How have courts handled conflicts between religious doctrines like Sharia and constitutional rights (free exercise, equal protection)?
Executive summary
U.S. courts have repeatedly rejected blanket bans on “Sharia” as unconstitutional, finding laws that single out Islam violate the First Amendment’s Establishment and Free Exercise Clauses; a federal appeals court blocked Oklahoma’s 2010 amendment for treating Islam unfavorably [1]. At the same time, judges enforce that secular law prevails when religious rules conflict with constitutional rights — courts will not apply foreign or religious law where it would violate constitutional protections [2] [3].
1. How the judiciary frames the clash: constitution first
Federal and state courts treat the Constitution as the controlling law when religious doctrines appear in disputes; courts will not enforce religious commands that conflict with constitutional protections, and the Supremacy Clause undergirds that principle [4] [3]. Legal commentators and courts emphasize that accommodation of religious practice is protected, but substitution of religious law for civil law is forbidden where it would contravene public policy or constitutional rights [3] [2].
2. Landmark litigation: anti‑Sharia measures struck down as discriminatory
When state measures explicitly singled out Sharia or Islam, courts have intervened. A federal appeals court upheld a ruling blocking Oklahoma’s 2010 constitutional amendment, concluding that singling out Islam likely violated the Establishment Clause and harmed Muslims’ constitutional rights [1] [5]. Civil‑rights organizations like the ACLU argued such bans were unnecessary and constitutionally suspect [5].
3. The line courts draw between voluntary faith practice and enforceable law
Courts distinguish voluntary private religious arrangements — arbitration, premarital agreements, community mediation — from state enforcement of religious codes. When parties voluntarily submit disputes (e.g., faith arbitration) and outcomes do not violate public policy, courts will enforce agreements; but courts refuse to enforce outcomes that conflict with equal protection or due process [3] [2].
4. Historical precedent: religion can be limited by neutral secular laws
U.S. precedent shows that religious practice does not automatically trump neutral criminal or civil statutes. Reynolds v. United States (polygamy context) is cited by scholars to illustrate that secular laws apply even when they contradict religious practices, unless a separate legal accommodation exists [2]. Academic assessments reiterate that secular law retains primacy where rights or public order are implicated [6].

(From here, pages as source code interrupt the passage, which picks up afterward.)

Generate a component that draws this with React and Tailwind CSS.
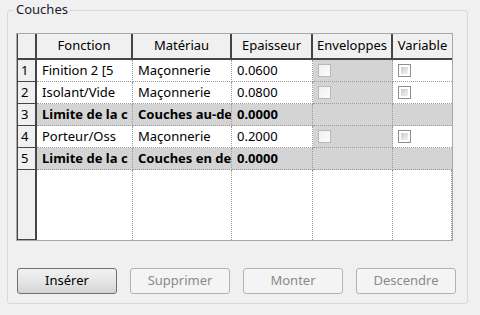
import React from 'react';

const cols = [
  { key: 'fn', label: 'Fonction', w: 'w-[96px]' },
  { key: 'mat', label: 'Matériau', w: 'w-[99px]' },
  { key: 'ep', label: 'Epaisseur', w: 'w-[81px]' },
  { key: 'env', label: 'Enveloppes', w: 'w-[80px]' },
  { key: 'var', label: 'Variable', w: 'w-[59px]' },
];

const rows = [
  { n: 1, fn: 'Finition 2 [5', mat: 'Maçonnerie', ep: '0.0600', box: true },
  { n: 2, fn: 'Isolant/Vide', mat: 'Maçonnerie', ep: '0.0800', box: true },
  { n: 3, fn: 'Limite de la c', mat: 'Couches au-de', ep: '0.0000', limit: true },
  { n: 4, fn: 'Porteur/Oss', mat: 'Maçonnerie', ep: '0.2000', box: true },
  { n: 5, fn: 'Limite de la c', mat: 'Couches en de', ep: '0.0000', limit: true },
];

function DisabledBox() {
  return <div className="w-[13px] h-[13px] border border-[#b8b8b8] bg-gradient-to-br from-[#f0f0f0] to-[#fcfcfc]" />;
}

function CheckBox() {
  return (
    <div className="w-[13px] h-[13px] border border-[#8f8f8f] bg-white p-[2px]">
      <div className="w-full h-full bg-gradient-to-br from-[#cbcbcb] to-[#f4f4f4]" />
    </div>
  );
}

function Cell({ w, children, bg, bold, last }) {
  return (
    <div
      className={`${w} h-full flex items-center pl-[5px] overflow-hidden whitespace-nowrap border-b border-dotted border-[#9a9a9a] ${last ? '' : 'border-r'} ${bg} ${bold ? 'font-bold' : ''}`}
    >
      {children}
    </div>
  );
}

function Button({ label, enabled }) {
  return (
    <button
      className={`w-[100px] h-[26px] rounded-[3px] border text-[13px] ${
        enabled
          ? 'border-[#707070] bg-gradient-to-b from-[#f2f2f2] via-[#e6e6e6] to-[#d4d4d4] text-black'
          : 'border-[#b0b4b7] bg-[#f4f4f4] text-[#8a8a8a]'
      }`}
    >
      {label}
    </button>
  );
}

export default function App() {
  return (
    <div
      className="w-[480px] h-[315px] bg-[#f0f0f0] pt-[10px] pl-[7px] text-[13px] text-black"
      style={{ fontFamily: '"Noto Sans", "DejaVu Sans", sans-serif' }}
    >
      <div className="relative w-[461px] h-[294px] rounded-[3px] border border-[#d5dadd] pt-[22px] pl-[8px]">
        <span className="absolute -top-[10px] left-[6px] px-[2px] bg-[#f0f0f0] leading-[17px] text-[#1a1a2e]">
          Couches
        </span>

        {/* Grid */}
        <div className="w-[437px] border border-[#a8a8a8] bg-white">
          {/* Header */}
          <div className="flex h-[26px] border-b-2 border-[#454545] bg-[#f0f0f0]">
            <div className="w-[20px] h-full border-r-2 border-[#454545] border-l border-l-[#454545]" />
            {cols.map((c, i) => (
              <div
                key={c.key}
                className={`${c.w} h-full flex items-center justify-center whitespace-nowrap ${
                  i < cols.length - 1 ? 'border-r-2 border-[#454545]' : ''
                }`}
              >
                {c.label}
              </div>
            ))}
          </div>

          {rows.map((r) => {
            const rowBg = r.limit ? 'bg-[#d4d4d4]' : 'bg-white';
            return (
              <div key={r.n} className="flex h-[22px]">
                <div className="w-[20px] h-full flex items-center pl-[3px] text-black bg-[#f0f0f0] border-l border-r-2 border-b border-[#454545]">
                  <span>{r.n}</span>
                </div>
                <Cell w="w-[96px]" bg={rowBg} bold={r.limit}>{r.fn}</Cell>
                <Cell w="w-[99px]" bg={rowBg} bold={r.limit}>{r.mat}</Cell>
                <Cell w="w-[81px]" bg={rowBg} bold={r.limit}>{r.ep}</Cell>
                <Cell w="w-[80px]" bg="bg-[#d4d4d4]">
                  {r.box && <DisabledBox />}
                </Cell>
                <Cell w="w-[59px]" bg={rowBg} last>
                  {r.box && <CheckBox />}
                </Cell>
              </div>
            );
          })}

          {/* Empty area */}
          <div className="flex h-[70px]">
            <div className="w-[20px] h-full bg-[#f0f0f0] border-l border-r-2 border-b border-[#454545]" />
            <div className="w-[96px] h-full border-r border-dotted border-[#9a9a9a]" />
            <div className="w-[99px] h-full border-r border-dotted border-[#9a9a9a]" />
            <div className="w-[81px] h-full border-r border-dotted border-[#9a9a9a]" />
            <div className="w-[80px] h-full border-r border-dotted border-[#9a9a9a]" />
            <div className="w-[59px] h-full border-r border-dotted border-[#9a9a9a]" />
          </div>
        </div>

        {/* Buttons */}
        <div className="flex gap-[13px] mt-[27px] pl-[1px]">
          <Button label="Insérer" enabled />
          <Button label="Supprimer" />
          <Button label="Monter" />
          <Button label="Descendre" />
        </div>
      </div>
    </div>
  );
}
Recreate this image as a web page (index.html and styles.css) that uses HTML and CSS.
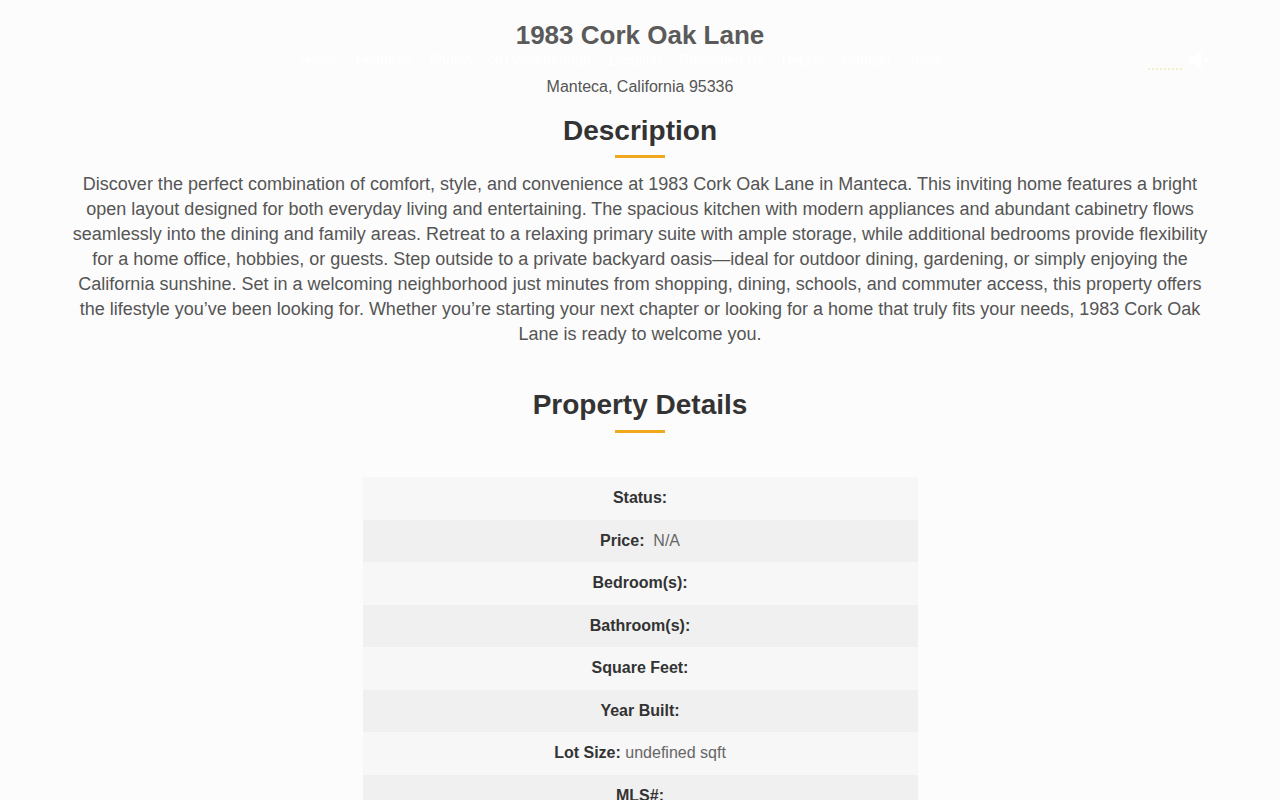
FILE: index.html
```html
<!DOCTYPE html>
<html lang="en">
<head>
<meta charset="utf-8">
<title>1983 Cork Oak Lane</title>
<link rel="stylesheet" href="styles.css">
</head>
<body>
<nav class="topnav">
  <ul class="menu">
    <li><a href="#">Home</a></li>
    <li><a href="#">Features</a></li>
    <li><a href="#">Photos</a></li>
    <li><a href="#">3D Walkthrough</a></li>
    <li><a href="#">Location</a></li>
    <li><a href="#">Presented By</a></li>
    <li><a href="#">Details</a></li>
    <li><a href="#">Contact</a></li>
    <li><a href="#">Tools</a></li>
  </ul>
  <div class="sound">
    <span class="sound-bar"></span>
    <svg class="sound-icon" width="24" height="22" viewBox="0 0 24 22">
      <path d="M2 7h5l6-5v18l-6-5H2z" fill="#ffffff"/>
      <path d="M16 8l5 5M21 8l-5 5" stroke="#ffffff" stroke-width="1.6"/>
    </svg>
  </div>
</nav>

<main class="page">
  <header class="hero">
    <h1 class="title">1983 Cork Oak Lane</h1>
    <p class="subtitle">Manteca, California 95336</p>
  </header>

  <section class="section description">
    <h2 class="section-title">Description</h2>
    <span class="rule"></span>
    <p class="desc-text">Discover the perfect combination of comfort, style, and convenience at 1983 Cork Oak Lane in Manteca. This inviting home features a bright open layout designed for both everyday living and entertaining. The spacious kitchen with modern appliances and abundant cabinetry flows seamlessly into the dining and family areas. Retreat to a relaxing primary suite with ample storage, while additional bedrooms provide flexibility for a home office, hobbies, or guests. Step outside to a private backyard oasis—ideal for outdoor dining, gardening, or simply enjoying the California sunshine. Set in a welcoming neighborhood just minutes from shopping, dining, schools, and commuter access, this property offers the lifestyle you’ve been looking for. Whether you’re starting your next chapter or looking for a home that truly fits your needs, 1983 Cork Oak Lane is ready to welcome you.</p>
  </section>

  <section class="section details">
    <h2 class="section-title">Property Details</h2>
    <span class="rule"></span>
    <ul class="detail-list">
      <li class="row"><strong>Status:</strong></li>
      <li class="row"><strong>Price:</strong>&nbsp; <span class="val">N/A</span></li>
      <li class="row"><strong>Bedroom(s):</strong></li>
      <li class="row"><strong>Bathroom(s):</strong></li>
      <li class="row"><strong>Square Feet:</strong></li>
      <li class="row"><strong>Year Built:</strong></li>
      <li class="row"><strong>Lot Size:</strong> <span class="val">undefined sqft</span></li>
      <li class="row"><strong>MLS#:</strong></li>
    </ul>
  </section>
</main>
</body>
</html>
```

FILE: styles.css
```css
html, body {
  margin: 0;
  padding: 0;
}

body {
  background: #fcfcfc;
  font-family: "Liberation Sans", Arial, sans-serif;
  color: #555555;
}

.topnav {
  position: fixed;
  top: 0;
  left: 0;
  right: 0;
  height: 120px;
  display: flex;
  justify-content: center;
  align-items: flex-start;
  padding-right: 38px;
  z-index: 10;
}

.menu {
  list-style: none;
  margin: 0;
  padding: 51px 0 0;
  display: flex;
}

.menu li a {
  display: block;
  padding: 0 9px;
  font-size: 14px;
  line-height: 18px;
  color: #ffffff;
  text-decoration: none;
}

.sound {
  position: absolute;
  top: 49px;
  right: 68px;
  display: flex;
  align-items: flex-end;
  gap: 6px;
}

.sound-bar {
  width: 34px;
  height: 0;
  border-top: 2px dotted #f3efc6;
  margin-bottom: 1px;
}

.sound-icon {
  display: block;
}

.page {
  max-width: 1140px;
  margin: 0 auto;
  padding: 20px 0 0;
  text-align: center;
}

.title {
  margin: 0;
  font-size: 26px;
  line-height: 30px;
  font-weight: bold;
  color: #5a5a5a;
}

.subtitle {
  margin: 27px 0 0;
  font-size: 16px;
  line-height: 20px;
  color: #555555;
}

.section {
  display: flex;
  flex-direction: column;
  align-items: center;
}

.description {
  margin-top: 18px;
}

.section-title {
  margin: 0;
  font-size: 28px;
  line-height: 32px;
  font-weight: bold;
  color: #333333;
}

.rule {
  display: block;
  width: 50px;
  height: 3px;
  background: #f0a81c;
  margin-top: 8px;
}

.desc-text {
  margin: 14px 0 0;
  font-size: 18px;
  line-height: 25px;
  color: #555555;
}

.details {
  margin-top: 42px;
}

.details .rule {
  margin-top: 9px;
}

.detail-list {
  list-style: none;
  margin: 44px 0 0;
  padding: 0;
  width: 555px;
}

.row {
  padding: 12px 10px;
  font-size: 16px;
  line-height: 18.5px;
  color: #333333;
  background: #f7f7f7;
}

.row:nth-child(even) {
  background: #f0f0f0;
}

.row strong {
  font-weight: bold;
  color: #333333;
}

.row .val {
  color: #666666;
}
```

5. Legislative reactions and contemporary proposals — political framing matters
Recently introduced federal bills and state initiatives — for example the “No Shari’a Act” proposals and statements by some senators and governors — seek to bar courts from enforcing foreign or Sharia‑based judgments that would allegedly undermine constitutional rights [4] [7]. Proponents frame these measures as protective; opponents, including the ABA and civil‑liberties groups, call many such proposals unnecessary or constitutionally flawed because existing doctrine already prevents enforcement of foreign rules that violate rights [8] [2] [5].
6. Competing perspectives: security, culture, and anti‑discrimination concerns
Supporters of anti‑Sharia legislation argue it defends constitutional order and vulnerable groups from discriminatory practices [4]. Critics respond that the measures are often driven by rhetoric and fear rather than documented legal problems, and that singling out Islam has the effect — and sometimes the intent — of stigmatizing a religious minority [9] [10] [5].
7. Practical reality on the ground: mediation, contracts, and family law
Empirical reporting and scholarship show examples of Muslim communities using voluntary mediation and religiously informed contracts (halal finance, private dispute panels), but courts review those instruments under ordinary contract and public‑policy rules; there is little evidence of a parallel Sharia state displacing U.S. law [11] [12] [13]. Where foreign law governs a cross‑border dispute, courts apply conflict‑of‑laws principles but will not enforce foreign rules inconsistent with due process or basic public policy [14] [15].
8. Limits of available reporting and open questions
Available sources document litigation over state bans, scholarly critiques, and legislative proposals, but they do not show a widespread judicial practice of applying Sharia to override constitutional rights in U.S. courts [5] [1]. Sources do not mention detailed statistics on how often courts reference Islamic legal principles in routine civil decisions; that empirical gap makes it harder to quantify the phenomenon beyond high‑profile cases and statutes (not found in current reporting).
9. Bottom line for lawmakers, judges and citizens
The legal system balances religious liberty and equal protection by allowing private religious practice while forbidding government endorsement or imposition of religious law; courts invalidate neutral‑sounding laws that in practice single out Islam and they will refuse to enforce any foreign or religious rule that violates constitutional rights [1] [3]. Debates over new bans are therefore legal, political and cultural: proponents promise constitutional clarity while critics—backed by the ABA and civil‑liberties groups—warn of needless discrimination and constitutional peril [8] [5].